TikTok’s the launch pad, not the destination
TikTokers at every level of fame are following the Brand Beyond TikTok model.
When Devain Doolarami, CEO and founder of The Fuel Injector, a digital influencer management company, first signed TikTok influencer Brooke Monk, an Olivia Jade-doppelganger who lives in Colorado, he immediately pushed her to grow her Instagram following.
“It’s just good,” Doolarami says. “Having a bigger platform allows for more brand diversity.” He adds that Monk’s image on TikTok is more fun and teen-friendly (her most-popular post was when she got her braces off), whereas on Instagram she presents more of a beauty and lifestyle persona.
Monk isn’t quite at the Rae level of stardom. She has yet to sign with a Hollywood talent agency (though she’s taking meetings) and has a solid but not yet stratospheric 11 million followers.
But Doolarami still has big plans. There are talks with brands and a line of clothing is in the works. “Just normal merch—bucket hats, shirts, sweatpants. All that good stuff,” he says.
As for Monk, she says she was more worried about her TikTok future a month ago, when Trump first threatened banning the platform. The news caused her to post a video thanking her followers for all of their support, because “I thought (TikTok) was going to go down and I was really sad,” she says.
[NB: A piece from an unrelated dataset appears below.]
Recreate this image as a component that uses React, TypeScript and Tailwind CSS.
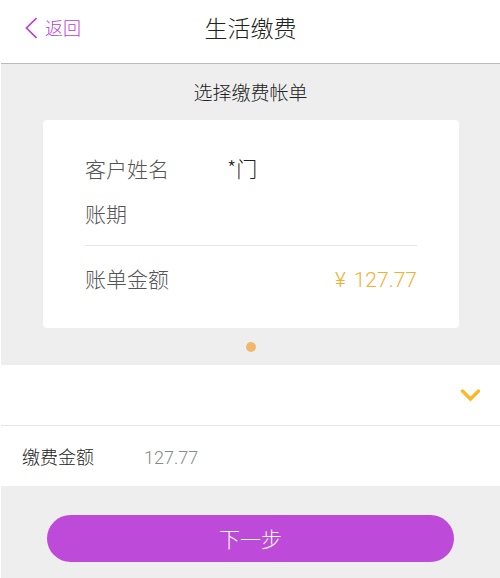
import { useState } from 'react';

interface Bill {
  customer: string;
  period: string;
  amount: string;
}

const bill: Bill = { customer: '*门', period: '', amount: '127.77' };

function BillCard({ customer, period, amount }: Bill) {
  return (
    <section className="mx-[41px] mt-3 ml-[42px] rounded-sm bg-white px-[42px] pt-[27px] pb-7 text-[21px] text-[#555]">
      <dl>
        <div className="flex h-11 items-center">
          <dt className="w-[142px]">客户姓名</dt>
          <dd className="text-[#222]">{customer}</dd>
        </div>
        <div className="flex h-[55px] items-center border-b border-[#e5e5e5] pb-2">
          <dt className="w-[142px]">账期</dt>
          <dd className="text-[#222]">{period}</dd>
        </div>
        <div className="flex h-[54px] items-baseline justify-between pt-[17px]">
          <dt>账单金额</dt>
          <dd className="flex gap-2 font-['Roboto','Noto_Sans_CJK_SC',sans-serif] text-[#f0b030]">
            <span>¥</span>
            <span>{amount}</span>
          </dd>
        </div>
      </dl>
    </section>
  );
}

export default function App() {
  const [open, setOpen] = useState(false);
  const [amount, setAmount] = useState(bill.amount);

  return (
    <div className="min-h-screen border-l border-white bg-[#eee] font-['Noto_Sans_CJK_SC','Noto_Sans',sans-serif] font-light text-[#222]">
      {/* Header */}
      <header className="grid h-16 grid-cols-3 items-center border-b border-[#bbb] bg-white px-6 pb-2">
        <a href="#back" className="flex items-center gap-2 text-[18px] text-[#b840d8]">
          <svg className="h-6 w-3" viewBox="0 0 12 24" fill="none" stroke="currentColor" strokeWidth="1.7">
            <path d="M11.5 2 1.5 12l10 10" />
          </svg>
          返回
        </a>
        <h1 className="text-center text-[23px]">生活缴费</h1>
      </header>

      {/* Bill selection */}
      <main>
        <h2 className="pt-3.5 pb-0.5 text-center text-[19px] leading-7">选择缴费帐单</h2>
        <BillCard {...bill} />
        <div className="flex h-[37px] items-center justify-center">
          <span className="h-2.5 w-2.5 rounded-full bg-[#f3b76b]" />
        </div>

        <div className="flex h-[61px] items-center justify-end border-b border-[#e5e5e5] bg-white px-5">
          <button type="button" aria-label="展开" aria-expanded={open} onClick={() => setOpen(!open)}>
            <svg className="h-5 w-5" viewBox="0 0 20 20" fill="none" stroke="#f9b928" strokeWidth="3.5" strokeLinecap="round">
              <path d="m2.5 6 8 8 8-8" />
            </svg>
          </button>
        </div>

        <div className="flex h-[60px] items-center bg-white px-[21px]">
          <label htmlFor="amount" className="w-[122px] text-[18px]">缴费金额</label>
          <input
            id="amount"
            className="min-w-0 flex-1 bg-transparent pt-0.5 font-['Roboto','Noto_Sans_CJK_SC',sans-serif] text-[18px] text-[#888] outline-none"
            value={amount}
            onChange={(e) => setAmount(e.target.value)}
          />
        </div>

        <div className="px-[46px] pt-[29px]">
          <button type="button" className="h-[47px] w-full rounded-full bg-[#bd4ad8] text-[21px] text-white">
            下一步
          </button>
        </div>
      </main>
    </div>
  );
}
Today, she says, she’s much more sanguine. “If it was my only platform, it would definitely be more nerve-wracking,” she says. “But I am on other platforms like Instagram, which is a big one. And YouTube, which I’m working on, making other content there. You just work with what happens. I’d prefer that (TikTok) doesn’t (end). It would be an unfortunate circumstance, but it’s not something you need to get super freaked out about and say, Oh, my career is over.
“It’s not like kids get off their phones,” she adds. “They’re gonna go to other platforms.”